11 AUGUST 1979, Page 12

Plants and the class system

Bill Langland

Do you talk to your plants? A lot of people do, but until recently no one has paid any attention to the best type of conversation for each plant species. At last a team of British sociologists has researched the horticultural effects of communicating with plants in different speech codes. Readers familiar with the works of Basil Bernstein will know of his studies of the cultural properties of speech. His theory is that different speech styles originate in the different psychological and social experiences of the speakers. Membership of a particular class will determine your membership of a particular speech code.

Bernstein defined the 'restricted code' of the lower class as being best able to deal with concrete situations. This is presumably because most building site workers are lower-class. The code usually deals with current events, and its users are incapable of imaginatively defining past or future happenings. 'Restricted' is, in fact, another word for 'thick'.

The elaborated code of the middle class is, of course, far superior. Middle classes are able to think abstractly and use their verbal tools more subtly:Bernstein showed that children are orientated, according to their social environment and class, to use either the restricted or elaborated code. Schools with educational norms tailored for middle-class children, and with communication systems using elaborated speech, will have a negative effect on working-class children. Thus communication and speech 'norms' have a decisive and divisive effect on our social system.

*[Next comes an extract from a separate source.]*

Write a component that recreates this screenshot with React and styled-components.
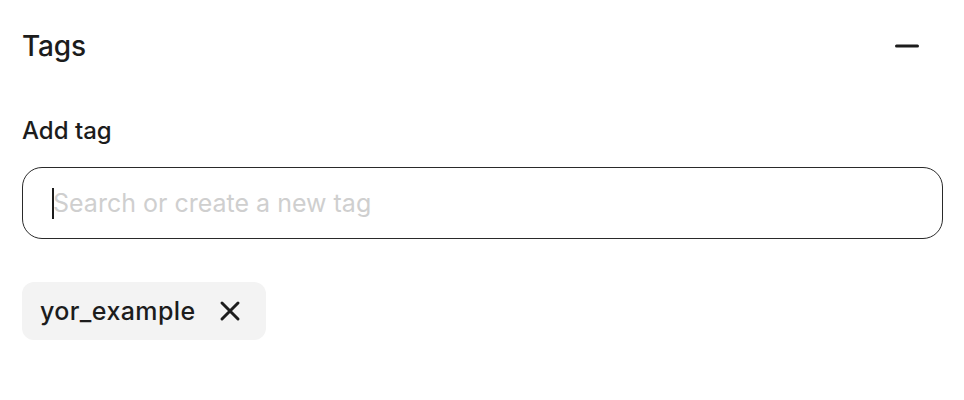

With what appears to be an amazing success, these principles have recently been applied to plant life. Two doctors, Botcher and Stringer, and Professor Cass, aware of the growing tendency of horticulturalists both professional and amateur to talk to their plants, began with the hypothesis that plants from different species will have different linguistic needs. To talk, for example, to a rare variety of rose in a restricted speech code might seriously impede growth, whilst communication in the elaborated code might encourage it.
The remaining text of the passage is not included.